C’est un magnifique résultat, que suivrait un autre encore plus magnifique. En s’enrichissant chez eux les fermiers cesseraient d’être obligés de solliciter faveur dans les villes atlantiques et européennes, — priant de riches capitalistes, dont la fortune s’est faite à leurs dépens, d’accepter, moyennant un fort escompte, leurs titres qui portent intérêt aux taux de huit ou 10 % — et par là s’imposant sur eux-mêmes une lourde taxe qu’il faudra payer à toujours.[2] Délivrés de cette taxe, ils construiront cinq milles de route — et ajoutons sans contracter aucune dette — contre chaque mille qu’ils en construisent maintenant.[3]

Le capital est toujours abondant et à bon marché quand la circulation est rapide et le travail productif, comme ce fut le cas dans les dernières années des périodes de protection qui finissent

  1. Voir précéd., p. 194.
  2. Le coût moyen des routes aux États-Unis ne va probablement pas à moins du double de ce qu’il serait, n’était l’inaptitude des propriétaires fonciers à les faire par eux-mêmes et sans l’aide d’emprunts.
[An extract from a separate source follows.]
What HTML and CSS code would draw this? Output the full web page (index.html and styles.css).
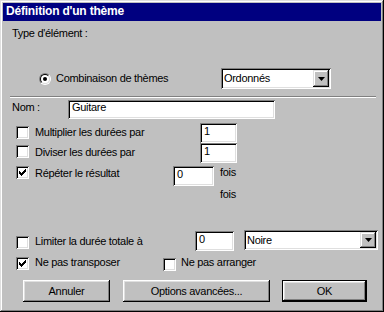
FILE: index.html
```html
<!DOCTYPE html>
<html lang="fr">
<head>
  <meta charset="UTF-8">
  <title>Définition d'un thème</title>
  <link rel="stylesheet" href="styles.css">
</head>
<body>

<div class="dialog">
  <div class="titlebar">Définition d'un thème</div>

  <div class="content">
    <div class="row row-type">
      <span class="text">Type d'élément :</span>
    </div>

    <div class="row row-combo">
      <span class="radio"><span class="radio-in"><span class="radio-dot"></span></span></span>
      <span class="text combo-label">Combinaison de thèmes</span>
      <div class="select select-order">
        <span class="select-value">Ordonnés</span>
        <span class="select-btn"><svg width="7" height="4" viewBox="0 0 7 4"><path d="M0 0h7L3.5 4z" fill="#000"/></svg></span>
      </div>
    </div>

    <div class="separator"></div>

    <div class="row row-name">
      <span class="text name-label">Nom :</span>
      <div class="field field-name">Guitare</div>
    </div>

    <div class="row row-mult">
      <span class="check"></span>
      <span class="text label-mult">Multiplier les durées par</span>
      <div class="field field-small">1</div>
    </div>

    <div class="row row-div">
      <span class="check"></span>
      <span class="text label-mult">Diviser les durées par</span>
      <div class="field field-small">1</div>
    </div>

    <div class="row row-repeat">
      <span class="check checked">
        <svg width="7" height="7" viewBox="0 0 7 7"><path d="M0 2h1v3H0zM1 3h1v3H1zM2 4h1v3H2zM3 3h1v3H3zM4 2h1v3H4zM5 1h1v3H5zM6 0h1v3H6z" fill="#000"/></svg>
      </span>
      <span class="text label-repeat">Répéter le résultat</span>
      <div class="field field-times">0</div>
      <span class="text fois">fois</span>
    </div>

    <div class="row row-fois">
      <span class="text fois-2">fois</span>
    </div>

    <div class="row row-limit">
      <span class="check"></span>
      <span class="text label-limit">Limiter la durée totale à</span>
      <div class="field field-limit">0</div>
      <div class="select select-note">
        <span class="select-value">Noire</span>
        <span class="select-btn"><svg width="7" height="4" viewBox="0 0 7 4"><path d="M0 0h7L3.5 4z" fill="#000"/></svg></span>
      </div>
    </div>

    <div class="row row-transpose">
      <span class="check checked">
        <svg width="7" height="7" viewBox="0 0 7 7"><path d="M0 2h1v3H0zM1 3h1v3H1zM2 4h1v3H2zM3 3h1v3H3zM4 2h1v3H4zM5 1h1v3H5zM6 0h1v3H6z" fill="#000"/></svg>
      </span>
      <span class="text label-transpose">Ne pas transposer</span>
      <span class="check check-arrange"></span>
      <span class="text label-arrange">Ne pas arranger</span>
    </div>

    <div class="row row-buttons">
      <button class="btn btn-cancel">Annuler</button>
      <button class="btn btn-options">Options avancées...</button>
      <button class="btn btn-ok">OK</button>
    </div>
  </div>
</div>

</body>
</html>
```

FILE: styles.css
```css
* {
  margin: 0;
  padding: 0;
  box-sizing: border-box;
}

body {
  width: 384px;
  height: 312px;
  background-color: #c0c0c0;
  font: 400 11px/13px "Liberation Sans", Arial, sans-serif;
  letter-spacing: -0.3px;
  color: #000;
}

.dialog {
  width: 384px;
  height: 312px;
  padding: 3px;
  background-color: #c0c0c0;
  box-shadow: inset -1px -1px #000, inset 1px 1px #dfdfdf, inset -2px -2px #808080, inset 2px 2px #fff;
}

.titlebar {
  height: 18px;
  padding-left: 3px;
  background-color: #000080;
  color: #fff;
  font-size: 12px;
  font-weight: 700;
  line-height: 16px;
  letter-spacing: -0.2px;
}

.row {
  display: flex;
  align-items: flex-start;
}

.text {
  white-space: nowrap;
}

/* sunken controls */
.field,
.select,
.check {
  background-color: #fff;
  box-shadow: inset 1px 1px #808080, inset -1px -1px #fff, inset 2px 2px #000, inset -2px -2px #dfdfdf;
}

.field {
  padding: 3px 0 0 4px;
  line-height: 11px;
}

.check {
  width: 13px;
  height: 13px;
  margin-left: 13px;
  display: flex;
  align-items: center;
  justify-content: center;
}

.check svg {
  display: block;
}

.select {
  display: flex;
  align-items: center;
  padding: 2px;
}

.select-value {
  flex: 1;
  padding-left: 1px;
}

.select-btn {
  width: 16px;
  height: 100%;
  display: flex;
  align-items: center;
  justify-content: center;
  background-color: #c0c0c0;
  box-shadow: inset -1px -1px #000, inset 1px 1px #dfdfdf, inset -2px -2px #808080, inset 2px 2px #fff;
}

/* type */
.row-type {
  margin-top: 6px;
  height: 13px;
  padding-left: 9px;
}

.row-combo {
  margin-top: 28px;
  height: 21px;
  align-items: center;
}

.radio {
  width: 12px;
  height: 12px;
  margin-left: 36px;
  border-radius: 50%;
  border: 1px solid;
  border-color: #808080 #fff #fff #808080;
}

.radio-in {
  display: flex;
  align-items: center;
  justify-content: center;
  width: 10px;
  height: 10px;
  border-radius: 50%;
  border: 1px solid;
  border-color: #000 #dfdfdf #dfdfdf #000;
  background-color: #fff;
}

.radio-dot {
  width: 4px;
  height: 4px;
  border-radius: 50%;
  background-color: #000;
}

.combo-label {
  width: 165px;
  margin-left: 5px;
}

.select-order {
  width: 110px;
  height: 21px;
}

.separator {
  margin: 7px 5px 0 7px;
  height: 2px;
  border-top: 1px solid #808080;
  border-bottom: 1px solid #fff;
}

/* nom */
.row-name {
  margin-top: 2px;
  height: 19px;
}

.name-label {
  width: 56px;
  margin: 1px 0 0 9px;
}

.field-name {
  width: 207px;
  height: 19px;
  padding-top: 2px;
}

/* multiplier / diviser / répéter */
.row-mult {
  margin-top: 4px;
  height: 20px;
}

.row-mult .check {
  margin-top: 3px;
}

.row-div {
  height: 20px;
}

.row-div .check {
  margin-top: 2px;
}

.label-mult {
  width: 165px;
  margin: 3px 0 0 6px;
}

.field-small {
  width: 37px;
  height: 20px;
}

.row-repeat {
  margin-top: 3px;
  height: 20px;
}

.label-repeat {
  width: 138px;
  margin: 1px 0 0 6px;
}

.field-times {
  width: 41px;
  height: 20px;
}

.fois {
  margin-left: 6px;
}

.row-fois {
  margin-top: 2px;
  height: 13px;
}

.fois-2 {
  margin-left: 217px;
}

/* limiter */
.row-limit {
  margin-top: 29px;
  height: 21px;
}

.row-limit .check {
  margin-top: 6px;
}

.label-limit {
  width: 160px;
  margin: 5px 0 0 6px;
}

.field-limit {
  width: 39px;
  height: 20px;
  margin-top: 1px;
}

.select-note {
  width: 134px;
  height: 20px;
  margin-left: 10px;
}

/* transposer / arranger */
.row-transpose {
  margin-top: 4px;
  height: 16px;
}

.row-transpose .check {
  margin-top: 2px;
}

.label-transpose {
  width: 128px;
  margin: 1px 0 0 6px;
}

.row-transpose .check-arrange {
  margin: 3px 0 0 0;
}

.label-arrange {
  margin: 1px 0 0 5px;
}

/* boutons */
.row-buttons {
  margin-top: 9px;
  height: 22px;
}

.btn {
  height: 22px;
  border: 0;
  background-color: #c0c0c0;
  font: 400 11px/13px "Liberation Sans", Arial, sans-serif;
  letter-spacing: -0.3px;
  color: #000;
  box-shadow: inset -1px -1px #000, inset 1px 1px #fff, inset -2px -2px #808080, inset 2px 2px #dfdfdf;
}

.btn-cancel {
  width: 87px;
  margin-left: 20px;
}

.btn-options {
  width: 147px;
  margin-left: 13px;
}

.btn-ok {
  width: 85px;
  margin-left: 12px;
  border: 1px solid #000;
}
```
  3. La condition presque unique à laquelle les chemins de fer peuvent aujourd’hui se faire, est la concession par le gouvernement fédéral d’autant de terres qu’il en faudrait pour payer la construction ; et cependant les gens qui auront à s’en servir sont taxés aussi lourdement qu’ils eussent pu l’être si le capital eut été fourni par des particuliers.